After raising short-term rates for a third time in 2017, the Federal Open Market Committee (FOMC) is still committed to raising short-term rates in 2018 as the economy improves. BlackRock officials are expecting three increases of the federal funds rate, each at 25 basis points in 2018.5 The U.S. Federal Reserve is delivering on its promise to begin to reduce its balance sheet. The recent moves of raising short-term rates and reducing the balance sheet have gone smoothly for the final three quarters of 2017. The U.S. Federal Reserve may not be able to keep normalizing policy at a slow and measured pace going forward. Economists have revised their estimates of U.S. economic growth over the coming two years due to the Tax Cuts and Jobs Act of 2017 and proposed fiscal spending increases. This combination could boost gross domestic product growth by an additional 0.3 % in 2018 and 0.2% in 2019.6
The world stock markets are benefiting from improved global growth and the continuation of accommodative monetary policy outside the United States. Corporate profits of individual companies have been both rising and predictable. Banks and other financial institutions appear better capitalized and more liquid than they were prior to 2008. Sentiment is positive in most of the world, and inflation seems unlikely to accelerate out of control. The Bank of England (BOE), the Bank of Canada, and the European Central Bank (ECB) have begun to get slightly less accommodative. Europe’s economy has become more self-sustaining with less vulnerable imbalances from unemployment and income. In Japan, Abenomics continues to progress as deflation has diminished. Labor shortages have emerged as Japan’s unemployment rate has declined to a 23 year low. Although the growth rate of China may slow in 2018 to 6.3%, the economy is still expanding. President Xi Jinping is refocusing his agenda from top-line growth to boosting the quality of life for Chinese citizens. Chinese officials remain accommodative as needed. For 2018 PIMCO expects worldwide GDP growth in the 3% to 3.5% range, U.S. GDP growth at 2.25% to 2.75%, and China GDP growth at 5.75% to 6.75%.7
For 2018, many economists forecast increased disruptions and greater market volatility. Disruptions may arise from geopolitical situations and monetary policy changes. Large-scale asset purchase plans of central banks have suppressed market volatility and positively impacted risky asset prices. As the central banks begin to “normalize” their experimental monetary policy, the capital markets may react unfavorably.8 Additionally, the new tax cut bill creates new opportunities and challenges, affecting sector allocation. Increased debt levels are becoming riskier for 2018 as traditional bond covenants are waved, and buyers of debt seek riskier leveraged debt. Searching for yield in a limited yield world, terms on loans are changing to allow greater flexibility for the borrower to take on more debt, extract cash from a deal, and even restrict who owns the loans.9
“China’s highly leveraged financial system, Japanese government debt to GDP, European debt and faulty structural issues, U.S. government debt and entitlements, U.S. consumer debt, and Canadian household debt are only a few areas with unhealthy debt levels. The UK continues to face uncertainty in the Brexit negotiations. The longer the process takes, the more likely companies will relocate elsewhere. The BOE is responding to a relatively high level of inflation by temporarily raising rates in order to move the pound sterling higher. The result, thus far, has been stagflation. World currencies may experience increased fluctuation as central banks begin to tighten at different times.10 Because the current expansion, particularly in the U.S., has spanned nearly a decade, and the risk of policy mistakes is real, some economists view that a possible deep world recession within the next three years is inevitable.

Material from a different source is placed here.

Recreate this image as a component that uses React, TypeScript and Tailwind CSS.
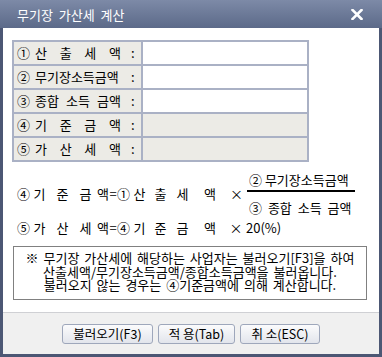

The investable equity universe has changed remarkably since the beginning of the 21st Century. The number of public companies in the U.S. has been on a steady decline since peaking in the late 1990s. In 1996, there were 7,322 domestic companies listed on U.S. stock exchanges. Today there are only 3,671 companies. Easy access to private equity, venture, and growth capital has meant companies no longer need to pursue an initial public offering (IPO) to find liquidity. The number of annual IPOs has declined from 845 in 1996 to 128 in 2016. The lack of new companies has increased the average age of public companies, from 12 years in 1996 to 18 years in 2016 as the companies are waiting longer before they become public.11 As the number of public companies has declined, the number of investable equity products has dramatically increased.
In 1992 Eugene Fama and Kenneth French published a paper, “The Cross-Section of Expected Stock Returns” and changed the way portfolios were diversified. With the introduction of Fama-French’s paper, a three-factor model began to be used to diversify portfolios by tilting the factors of size, value, and beta in a portfolio.12 Academic literature now contains over 600 factors which mutual funds and ETFs use to invest their investment vehicles.13 While investors are now able to access 600 multiple factors to which they want exposure, there is little information on how many of these tilts perform over time.

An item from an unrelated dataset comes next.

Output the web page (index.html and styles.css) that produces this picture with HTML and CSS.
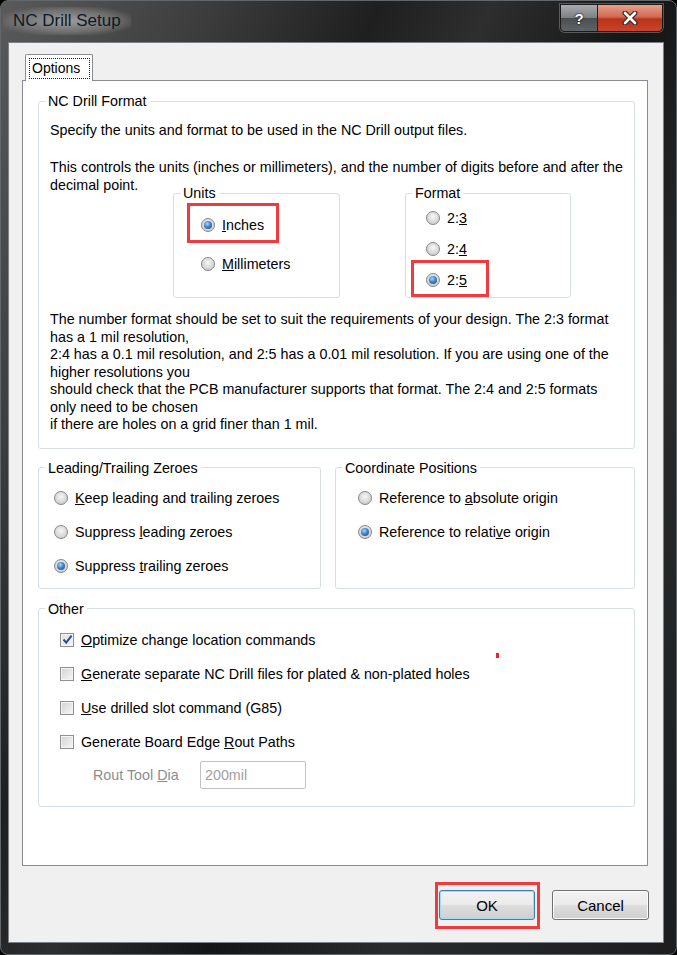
FILE: index.html
```html
<!DOCTYPE html>
<html lang="en">
<head>
  <meta charset="UTF-8" />
  <title>NC Drill Setup</title>
  <link rel="stylesheet" href="styles.css">
</head>
<body>

<div class="window">
  <div class="titlebar">
    <span class="title">NC Drill Setup</span>
    <div class="caption-btns">
      <span class="cbtn help">?</span>
      <span class="cbtn close">
        <svg width="18" height="14" viewBox="0 0 18 14">
          <path d="M4 2 L14 12 M14 2 L4 12" stroke="#3a2a26" stroke-width="5" stroke-linecap="round"/>
          <path d="M4 2 L14 12 M14 2 L4 12" stroke="#fff" stroke-width="2.6" stroke-linecap="round"/>
        </svg>
      </span>
    </div>
  </div>

  <div class="client">
    <div class="tabs">
      <span class="tab"><span class="focus">Options</span></span>
    </div>

    <div class="panel">
      <fieldset class="group drill">
        <legend>NC Drill Format</legend>
        <p class="intro">Specify the units and format to be used in the NC Drill output files.</p>
        <p class="intro2">This controls the units (inches or millimeters), and the number of digits before and after the</p>
        <div class="unit-row">
          <p class="lead">decimal point.</p>
          <fieldset class="group units">
            <legend>Units</legend>
            <div class="opt"><span class="radio on"></span><span><u>I</u>nches</span><span class="mark mark-inch"></span></div>
            <div class="opt"><span class="radio"></span><span><u>M</u>illimeters</span></div>
          </fieldset>
          <fieldset class="group format">
            <legend>Format</legend>
            <div class="opt"><span class="radio"></span><span>2:<u>3</u></span></div>
            <div class="opt"><span class="radio"></span><span>2:<u>4</u></span></div>
            <div class="opt"><span class="radio on"></span><span>2:<u>5</u></span><span class="mark mark-fmt"></span></div>
          </fieldset>
        </div>
        <p class="note">The number format should be set to suit the requirements of your design. The 2:3 format<br>has a 1 mil resolution,<br>2:4 has a 0.1 mil resolution, and 2:5 has a 0.01 mil resolution. If you are using one of the<br>higher resolutions you<br>should check that the PCB manufacturer supports that format. The 2:4 and 2:5 formats<br>only need to be chosen<br>if there are holes on a grid finer than 1 mil.</p>
      </fieldset>

      <div class="pair">
        <fieldset class="group zeroes">
          <legend>Leading/Trailing Zeroes</legend>
          <div class="opt"><span class="radio"></span><span><u>K</u>eep leading and trailing zeroes</span></div>
          <div class="opt"><span class="radio"></span><span>Suppress <u>l</u>eading zeroes</span></div>
          <div class="opt"><span class="radio on"></span><span>Suppress <u>t</u>railing zeroes</span></div>
        </fieldset>
        <fieldset class="group coords">
          <legend>Coordinate Positions</legend>
          <div class="opt"><span class="radio"></span><span>Reference to <u>a</u>bsolute origin</span></div>
          <div class="opt"><span class="radio on"></span><span>Reference to relati<u>v</u>e origin</span></div>
        </fieldset>
      </div>

      <fieldset class="group other">
        <legend>Other</legend>
        <div class="opt"><span class="check on"><svg width="11" height="11" viewBox="0 0 11 11"><path d="M1.5 5.5 L4.2 8.6 L9.6 1.6" fill="none" stroke="#2b4f96" stroke-width="2"/></svg></span><span><u>O</u>ptimize change location commands</span></div>
        <div class="opt"><span class="check"></span><span><u>G</u>enerate separate NC Drill files for plated &amp; non-plated holes</span></div>
        <div class="opt"><span class="check"></span><span><u>U</u>se drilled slot command (G85)</span></div>
        <div class="opt"><span class="check"></span><span>Generate Board Edge <u>R</u>out Paths</span></div>
        <div class="rout">
          <span class="rout-label">Rout Tool <u>D</u>ia</span>
          <span class="field">200mil</span>
        </div>
        <span class="speck"></span>
      </fieldset>
    </div>

    <div class="actions">
      <span class="ok-wrap"><button class="btn default">OK</button><span class="mark mark-ok"></span></span>
      <button class="btn cancel">Cancel</button>
    </div>
  </div>
</div>

</body>
</html>
```

FILE: styles.css
```css
* {
  box-sizing: border-box;
}

body {
  margin: 0;
  background: #000;
  font-family: "Liberation Sans", Arial, sans-serif;
  font-size: 14.3px;
  color: #000;
}

.window {
  width: 677px;
  height: 955px;
  display: flex;
  flex-direction: column;
  border: 1px solid #62676c;
  border-radius: 8px;
  background: linear-gradient(115deg, #5a5a5a 0%, #3e3e3e 18%, #1f1f1f 34%, #2e2e2e 44%, #151515 58%, #2b2b2b 74%, #1b1d1f 100%);
  overflow: hidden;
}

.titlebar {
  height: 41px;
  display: flex;
  justify-content: space-between;
  align-items: flex-start;
}

.title {
  margin: 6px 0 0 2px;
  padding: 4px 10px;
  font-size: 17px;
  line-height: 20px;
  color: #0e1a28;
  background: radial-gradient(ellipse at center, rgba(190,190,190,0.7) 0%, rgba(150,150,150,0.45) 55%, rgba(120,120,120,0) 80%);
}

.caption-btns {
  display: flex;
  margin: 3px 13px 0 0;
  border: 1px solid #1a1a1a;
  border-radius: 0 0 5px 5px;
  box-shadow: 0 0 0 1px rgba(200,200,200,0.35);
  overflow: hidden;
}

.cbtn {
  height: 26px;
  display: flex;
  align-items: center;
  justify-content: center;
}

.help {
  width: 37px;
  background: linear-gradient(#a9acae 0%, #7d8184 48%, #4a4f53 52%, #5f6468 100%);
  border-right: 1px solid #202020;
  color: #fff;
  font-weight: bold;
  font-size: 15px;
  text-shadow: 0 0 2px #000, 0 0 1px #000;
}

.close {
  width: 64px;
  background: linear-gradient(#e8a08a 0%, #d26a52 45%, #b93219 55%, #c9442a 100%);
}

.client {
  flex: 1;
  margin: 0 12px 11px 7px;
  border: 1px solid #7b8186;
  background: #f0f0f0;
  display: flex;
  flex-direction: column;
}

.tabs {
  padding: 11px 0 0 16px;
  display: flex;
}

.tab {
  width: 68px;
  height: 27px;
  margin-bottom: -1px;
  position: relative;
  z-index: 1;
  background: #fff;
  border: 1px solid #898c95;
  border-bottom: none;
  border-radius: 2px 2px 0 0;
  padding: 3px 2px 0 3px;
}

.focus {
  display: block;
  border: 1px dotted #222;
  line-height: 19px;
  padding-left: 2px;
  font-size: 14px;
}

.panel {
  height: 786px;
  margin: 0 15px 0 13px;
  background: #fff;
  border: 1px solid #898c95;
  padding-right: 12px;
}

/* legend sits 10px in from the box edge whatever the padding */
.group {
  --pl: 0px;
  margin: 0;
  padding: 0 0 0 var(--pl);
  border: 1px solid #d5dfe5;
  border-radius: 3px;
  min-width: 0;
}

.group legend {
  margin-left: calc(6px - var(--pl));
  padding: 0 3px;
  line-height: 16px;
}

p {
  margin: 0;
  line-height: 18px;
  white-space: nowrap;
}

.drill {
  --pl: 11px;
  margin: 12px 0 0 15px;
  padding-bottom: 14px;
}

.intro {
  margin-top: 12px;
}

.intro2 {
  margin-top: 19px;
}

.unit-row {
  display: flex;
  align-items: flex-start;
}

.lead {
  width: 123px;
}

.opt {
  display: flex;
  align-items: center;
  gap: 7px;
  height: 20px;
  position: relative;
  white-space: nowrap;
}

.units {
  --pl: 27px;
  width: 167px;
  margin-top: 9px;
  padding-top: 14px;
  padding-bottom: 23px;
  display: flex;
  flex-direction: column;
  gap: 19px;
}

.format {
  --pl: 20px;
  width: 166px;
  margin: 9px 0 0 65px;
  padding-top: 7px;
  padding-bottom: 7px;
  display: flex;
  flex-direction: column;
  gap: 11px;
}

.note {
  margin-top: 13px;
  line-height: 17.5px;
}

.pair {
  display: flex;
  gap: 14px;
  margin: 11px 0 0 15px;
}

.zeroes,
.coords {
  display: flex;
  flex-direction: column;
  gap: 14px;
  padding-top: 12px;
  padding-bottom: 12px;
}

.zeroes {
  --pl: 15px;
  width: 283px;
}

.coords {
  --pl: 22px;
  flex: 1;
}

.other {
  --pl: 21px;
  position: relative;
  margin: 12px 0 0 15px;
  padding-top: 13px;
  padding-bottom: 17px;
  display: flex;
  flex-direction: column;
  gap: 14px;
}

.radio {
  width: 14px;
  height: 14px;
  flex: none;
  border-radius: 50%;
  border: 1px solid #878787;
  background: radial-gradient(circle at 50% 40%, #f6f6f6 0%, #dadada 55%, #bdbdbd 100%);
  position: relative;
}

.radio.on::after {
  content: "";
  position: absolute;
  inset: 2px;
  border-radius: 50%;
  background: radial-gradient(circle at 40% 35%, #a8d6fb 0%, #3f86cc 45%, #163f78 100%);
}

.check {
  width: 14px;
  height: 14px;
  flex: none;
  border: 1px solid #8e8f8f;
  background: linear-gradient(135deg, #d2d2d2 0%, #e8e8e8 60%, #f8f8f8 100%);
  box-shadow: inset 0 0 0 1px #f4f4f4;
  display: flex;
  align-items: center;
  justify-content: center;
}

.check.on {
  background: linear-gradient(135deg, #e2e2e2 0%, #f4f4f4 100%);
}

.rout {
  display: flex;
  align-items: center;
  margin-top: -5px;
  padding-left: 33px;
  color: #8d8d8d;
}

.rout-label {
  width: 107px;
}

.field {
  width: 106px;
  height: 28px;
  border: 1px solid #c2c2c2;
  border-radius: 2px;
  padding: 5px 0 0 4px;
  color: #a0a0a0;
  background: #fff;
}

.speck {
  position: absolute;
  left: 457px;
  top: 36px;
  width: 3px;
  height: 5px;
  background: #e8262b;
}

.mark {
  position: absolute;
  border: 3px solid #ef3b3f;
}

.mark-inch {
  left: -14px;
  top: -12px;
  width: 92px;
  height: 40px;
}

.mark-fmt {
  left: -15px;
  top: -10px;
  width: 78px;
  height: 37px;
}

.actions {
  display: flex;
  justify-content: flex-end;
  gap: 17px;
  padding: 24px 14px 0 0;
}

.ok-wrap {
  position: relative;
  display: flex;
}

.mark-ok {
  left: -4px;
  right: -5px;
  top: -8px;
  bottom: -9px;
}

.btn {
  height: 30px;
  font-family: "Liberation Sans", Arial, sans-serif;
  font-size: 15px;
  color: #000;
  border: 1px solid #707070;
  border-radius: 3px;
  background: linear-gradient(#f2f2f2 0%, #ebebeb 48%, #dddddd 52%, #cfcfcf 100%);
  box-shadow: inset 0 0 0 1px #fcfcfc;
}

.default {
  width: 96px;
  border-color: #3c7fb1;
  box-shadow: inset 0 0 0 1px #9fdcf8;
}

.cancel {
  width: 97px;
}
```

Although Martin Investment Management, LLC invests for the long term, we do have thoughts about the current and future investment horizon for the equity markets. Because the past Great Recession was so profound and severe, we believe that the recovery has been deep and slow. While perceived changes in taxes, regulations, and monetary and fiscal policies appear to lift or lower the stock markets, we believe more fundamental data and individual company earnings growth are contributing to the stock market expansion. Going forward, we believe that there may be more opportunities in individual stock selection than in equity market indexes. We anticipate that public companies with reasonable valuations, compelling secular growth stories, low leverage, and competitive advantages may be attractive investments regardless of the broader market multiples. We believe that investors still do not fully appreciate the magnitude of opportunity costs. Investors still remain fearful of the equity markets. Drawdowns in the stock market similar to 2008 and 2009 have occurred only 0.5% of the time, yet investors are structuring their investments for a replay of this scenario in the marketplace.14
Central banks’ policies have made the global financial markets awash with liquidity. By mid 2016, about a half-trillion dollars had flowed into bond funds and bond ETFs.15 Equity bear markets are generally seen through an inverted yield curve where the central banks raise short-term rates higher than long term rates in response to growing inflation or a heated economy. At this time inflation is low, and the economy is still recovering. The Federal Reserve may be cautious before overly tightening interest rates in a moderately growing economy.
Martin Investment Management, LLC believes that long-term returns come from the power of compounding by investing in growing companies with strong fundamentals, low leverage, and reasonable valuations. We continue to see positive signs in the market of public companies benefiting from a growing economy, manageable inflation, continued low interest rates, and pro-growth tax reform legislation for 2018. With overall trailing price multiples at 20.5x, higher aggregate market multiples will be more difficult to achieve going forward. However, valuation multiples that are above historical averages in most developed markets do not necessarily mean that global equities are overvalued. In the context of low interest rates, low inflation, and increasing growth, equity risk premiums in many markets still appear to be reasonable.
We wish you a very healthy and happy 2018!